04/21/2006 — What kind of restaurant decor do you get when influences are drawn from "The Jetsons," "Happy Days" and "Victory Garden" on PBS?
The answer is SixOneSix — chef Jered Couch's latest venture that opened in December near downtown Eagle.
This zany 21st century diner, named after the last three digits in Eagle's zip code, boasts organic sensibilities and contemporary accents. Couch has designed an interior that speaks to the postmodern belief that drastically dissimilar concepts can work together without clashing.
His dining room is all about big, comfortable booths that are reminiscent of old car bench seats (think '50s-era Mercedes). Faux hedges of peppergrass cut the room into sections, like a Piet Mondrian painting.
Check out the crimson-bathed lounge area (totally from the new millennium), which has Euro-looking banquettes and a swanky red velvet sofa.
The inventive menu of continental comfort food (New American, if you will) is an exercise in quirky, too.
Couch and his kitchen crew (including French Culinary Institute graduate Justin Soelberg) have resurrected some plates from The Dish, Couch's former global-fusion restaurant at Lake Harbor. You'll be reminded of the past by the portobello fries, baked ziti macaroni and cheese, and a black-and-blue buffalo rib-eye smothered with blue cheese and pickled red onions.
Other than those standbys, Couch's menu is a more mature effort (he turns 30 soon), with contemporary interpretations of classic Latin and European dishes such as seafood paella, duck schnitzel and garlicky escargot.
Expect to see some Pan-Asian dishes on the pages, as well.
One night, after showing up for our 6 p.m. reservation, we were recognized by sommelier David Pettinger, whom I'm sure informed the kitchen immediately.
But it seems that Couch puts out all the plates as if they're going to restaurant critics.
Spring is the best time of year to eat oysters, mostly because the meat is sweet and firm, thanks to the chilly waters in the Pacific Northwest.
SixOneSix currently is serving its Puget Sound bivalves freshly shucked on the half-shell ($8 for five), covered with ponzu and mouth-popping wasabi-infused tobiko.
A bottle of 2004 Gary Farrell Sauvignon Blanc ($42), a citrusy and dry white wine from Sonoma, also was a hit with the tender strips of calamari ($10) sautéed with tomato, scallion, garlic and rosemary, a pungent herb used sparingly on this clean-tasting squid.
All wine gets poured into beautifully balanced Riedel crystal wine glasses.

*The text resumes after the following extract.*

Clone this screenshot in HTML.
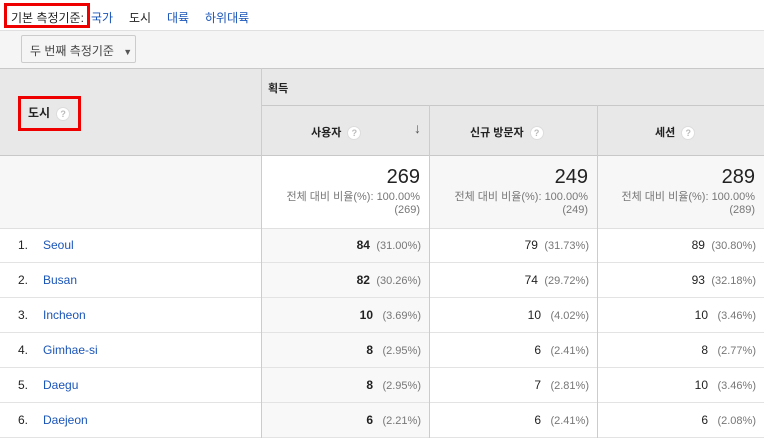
<!DOCTYPE html>
<html><head><meta charset="utf-8"><style>
*{margin:0;padding:0;box-sizing:border-box}
body{width:764px;height:438px;overflow:hidden;background:#fff;font-family:"Liberation Sans","Noto Sans CJK KR",sans-serif;font-size:12px;color:#222;position:relative}
.a{position:absolute}
.q{display:inline-block;width:14px;height:14px;border-radius:50%;background:#fff;border:1px solid #ddd;color:#bbb;font-size:9px;text-align:center;line-height:12px;vertical-align:middle;margin-left:6px}
.link{color:#1a55b8}
.row{position:absolute;left:0;width:764px;height:35px;border-bottom:1px solid #e3e3e3}
.row div{position:absolute;top:0;height:35px;line-height:34px}
.g{color:#777;font-size:11px}
.v{position:absolute;width:1px}
.h{position:absolute;height:1px}
</style></head><body>
<div class="a" style="left:0;top:0;width:764px;height:31px;border-bottom:1px solid #e0e0e0;background:#fff"></div>
<div class="a" style="left:4px;top:3px;width:86px;height:25px;border:3px solid #e00"></div>
<div class="a" style="left:11px;top:9px;font-size:12px">기본 측정기준:</div>
<div class="a link" style="left:91px;top:9px">국가</div>
<div class="a" style="left:129px;top:9px">도시</div>
<div class="a link" style="left:167px;top:9px">대륙</div>
<div class="a link" style="left:205px;top:9px">하위대륙</div>
<div class="a" style="left:0;top:31px;width:764px;height:37px;background:#f5f5f5"></div>
<div class="a" style="left:21px;top:35px;width:115px;height:28px;border:1px solid #ccc;border-radius:2px;background:#f5f5f5;padding:6px 0 0 8px;color:#444">두 번째 측정기준 <span style="font-size:9px;color:#555;margin-left:6px">▼</span></div>
<!-- backgrounds -->
<div class="a" style="left:0;top:68px;width:764px;height:88px;background:#e8e8e8"></div>
<div class="a" style="left:0;top:156px;width:261px;height:72px;background:#f7f7f7"></div>
<div class="a" style="left:430px;top:156px;width:334px;height:72px;background:#f7f7f7"></div>
<div class="a" style="left:262px;top:228px;width:167px;height:210px;background:#f8f8f8"></div>

<div class="a" style="left:268px;top:80px;font-weight:bold;font-size:11px">획득</div>
<div class="a" style="left:18px;top:96px;width:63px;height:35px;border:3px solid #e00"></div>
<div class="a" style="left:28px;top:104px;font-weight:bold">도시<span class="q">?</span></div>
<div class="a" style="left:311px;top:124px;font-weight:bold;font-size:11px">사용자<span class="q">?</span></div>
<div class="a" style="left:414px;top:120px;color:#555;font-size:14px;font-weight:bold">↓</div>
<div class="a" style="left:470px;top:124px;font-weight:bold;font-size:11px">신규 방문자<span class="q">?</span></div>
<div class="a" style="left:655px;top:124px;font-weight:bold;font-size:11px">세션<span class="q">?</span></div>

<div class="a" style="left:261px;top:166px;width:159px;text-align:right;font-size:20px;color:#222">269</div>
<div class="a g" style="left:261px;top:191px;width:159px;text-align:right;line-height:13px">전체 대비 비율(%): 100.00%<br>(269)</div>
<div class="a" style="left:429px;top:166px;width:159px;text-align:right;font-size:20px">249</div>
<div class="a g" style="left:429px;top:191px;width:159px;text-align:right;line-height:13px">전체 대비 비율(%): 100.00%<br>(249)</div>
<div class="a" style="left:597px;top:166px;width:158px;text-align:right;font-size:20px">289</div>
<div class="a g" style="left:597px;top:191px;width:158px;text-align:right;line-height:13px">전체 대비 비율(%): 100.00%<br>(289)</div>

<div class="row" style="top:228px"><div style="left:18px">1.</div><div class="link" style="left:43px">Seoul</div><div style="left:261px;width:160px;text-align:right"><b>84</b> <span class="g">&nbsp;(31.00%)</span></div><div style="left:429px;width:160px;text-align:right">79 <span class="g">&nbsp;(31.73%)</span></div><div style="left:597px;width:159px;text-align:right">89 <span class="g">&nbsp;(30.80%)</span></div></div>
<div class="row" style="top:263px"><div style="left:18px">2.</div><div class="link" style="left:43px">Busan</div><div style="left:261px;width:160px;text-align:right"><b>82</b> <span class="g">&nbsp;(30.26%)</span></div><div style="left:429px;width:160px;text-align:right">74 <span class="g">&nbsp;(29.72%)</span></div><div style="left:597px;width:159px;text-align:right">93 <span class="g">&nbsp;(32.18%)</span></div></div>
<div class="row" style="top:298px"><div style="left:18px">3.</div><div class="link" style="left:43px">Incheon</div><div style="left:261px;width:160px;text-align:right"><b>10</b> <span class="g">&nbsp;&nbsp;(3.69%)</span></div><div style="left:429px;width:160px;text-align:right">10 <span class="g">&nbsp;&nbsp;(4.02%)</span></div><div style="left:597px;width:159px;text-align:right">10 <span class="g">&nbsp;&nbsp;(3.46%)</span></div></div>
<div class="row" style="top:333px"><div style="left:18px">4.</div><div class="link" style="left:43px">Gimhae-si</div><div style="left:261px;width:160px;text-align:right"><b>8</b> <span class="g">&nbsp;&nbsp;(2.95%)</span></div><div style="left:429px;width:160px;text-align:right">6 <span class="g">&nbsp;&nbsp;(2.41%)</span></div><div style="left:597px;width:159px;text-align:right">8 <span class="g">&nbsp;&nbsp;(2.77%)</span></div></div>
<div class="row" style="top:368px"><div style="left:18px">5.</div><div class="link" style="left:43px">Daegu</div><div style="left:261px;width:160px;text-align:right"><b>8</b> <span class="g">&nbsp;&nbsp;(2.95%)</span></div><div style="left:429px;width:160px;text-align:right">7 <span class="g">&nbsp;&nbsp;(2.81%)</span></div><div style="left:597px;width:159px;text-align:right">10 <span class="g">&nbsp;&nbsp;(3.46%)</span></div></div>
<div class="row" style="top:403px"><div style="left:18px">6.</div><div class="link" style="left:43px">Daejeon</div><div style="left:261px;width:160px;text-align:right"><b>6</b> <span class="g">&nbsp;&nbsp;(2.21%)</span></div><div style="left:429px;width:160px;text-align:right">6 <span class="g">&nbsp;&nbsp;(2.41%)</span></div><div style="left:597px;width:159px;text-align:right">6 <span class="g">&nbsp;&nbsp;(2.08%)</span></div></div>

<!-- lines -->
<div class="h" style="left:0;top:68px;width:764px;background:#c8c8c8"></div>
<div class="h" style="left:262px;top:105px;width:502px;background:#c8c8c8"></div>
<div class="h" style="left:0;top:155px;width:764px;background:#c8c8c8"></div>
<div class="h" style="left:0;top:228px;width:764px;background:#e0e0e0"></div>
<div class="v" style="left:261px;top:68px;height:370px;background:#ccc"></div>
<div class="v" style="left:429px;top:105px;height:333px;background:#ccc"></div>
<div class="v" style="left:597px;top:105px;height:333px;background:#ccc"></div>
</body></html>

We then shifted gears by choosing a tangle of spicy vermicelli noodles ($11) topped with pepper-encrusted ahi (seared rare) and a scoop of cool cucumber-dill sorbet. This refreshing appetizer was a delicious experiment in flavor and texture.
After cleansing our palates with an intermezzo of freshly-spun blood orange sorbet, we ordered a bottle of 2004 Belle Glos Pinot Noir ($39), a Santa Maria Valley appellation with an essence of blackberry, to go with the forthcoming grilled salmon ($21) and bowls of super-smooth garlicky gazpacho ($5).
Couch gave the royal Thai treatment to a fillet of wild king salmon (cooked perfectly between medium-rare and medium), crowned with a crisp cucumber-red onion salad and soy-roasted peanuts, on a throne of fluffy jasmine rice.
The wine also mingled well with a whimsical dark chocolate cake ($13), a tilted, mad hatter-like creation made by pastry chef Greg Marsh.
The following week, we slipped in unannounced for dinner.
Since it's spring, a soup ($7) made from freshly unearthed beets seemed appropriate, as did crunchy and cold hearts of romaine ($9) tossed in chipotle-key lime Caesar dressing and draped with smoked tomato salsa and two (slightly dry) grilled tiger prawns. Tiny croutons and anchovy-stuffed green olives dotted the chilled plate.
The velvety puree of red beets and roasted fennel (with hints of honey and chicken stock) came striped with slices of saffron-infused pear.
After an intermezzo of passion fruit sorbet, we were ready for ultra-tender veal cheeks ($21) drenched in dense demi-glace — on a base of earthy celeriac puree — and capped with crunchy fried sweet onions.
We also were enticed by the thought of fresh Alaskan halibut ($23), a lightly poached oceanic-white fillet situated atop braised fennel confit, next to intersecting lines of bright strawberry-rhubarb sauce and yam puree.
With plates like these, Couch has had no problem filling the reservation book.
Service is professional and attentive, without being bothersome, and the interior design is so hip it hurts at this new Eagle address.